U.S. patent application Ser. No. 07/636,034, filed on Dec. 28, 1990, entitled "Photoreceptor Assessment System", assigned to the same assignee as the present invention, describes a process for ascertaining the projected imaging life of a photoreceptor independent of machine (copier or printer) interactions. The process assesses virgin samples of photoreceptors from the output of a manufacturing line to determine the expected life of the photoreceptor to the point of failure due to unacceptable dark decay. Samples are cycled and charged at a constant voltage. Resulting dark decay after charging generally increases with cycling, but levels off at a crest value after a few cycles. The crest value and the associated number of imaging cycles are then used as a measure to evaluate the projected cycling life of the virgin sample.
Different copier and printer machines using varying sized photoreceptors that have been made from identical materials exhibit different life spans. Belts from different production runs have different life spans as well. As a result, a feedback control system constantly adjusts machine operating parameters to compensate for variations in photoreceptor electrical properties. When operating parameter adjustments to the machine can no longer compensate for degrading photoreceptor properties, the photoreceptor is typically replaced. In order to avoid unnecessary machine down-time due to a photoreceptor hard failure (when the machine is no longer able to compensate for degraded photoreceptor properties), photoreceptors are typically replaced when a plurality of soft faults warn the user of an impending hard failure. Soft faults typically are exceeded threshold values for photoreceptor properties that approach hard failure values.
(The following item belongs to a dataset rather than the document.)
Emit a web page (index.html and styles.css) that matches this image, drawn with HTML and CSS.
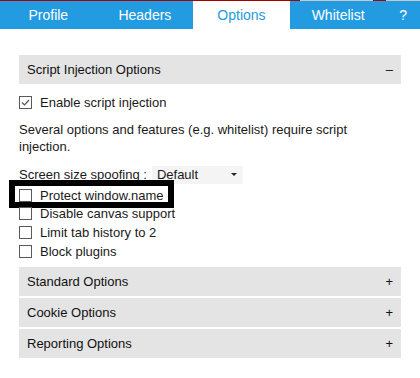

U.S. Pat. No. 5,016,050 to Roehrs et al. discloses a control system that measures the dark decay of a photoreceptor belt to set a bias voltage on a shield of a dicorotron. As the belt ages, dark decay starts to increase and the bias on the shield increases to compensate for increasing dark decay. When the value of the bias on the shield of the dicorotron reaches a predetermined maximum level, the operator is warned by a photoreceptor near end of life message displayed on the user interface of the machine. Replacement of photoreceptors as a result of fault warnings in general tends to be premature. Unnecessarily shortening photoreceptor lives invariably increases the cost of machine maintenance. Predictive methods using soft faults generally are a function of a threshold value which is set from a population of machines. It is therefore desirable to predict the end of life of a photoreceptor more accurately in order to avoid unnecessary maintenance costs due to premature photoreceptor replacement.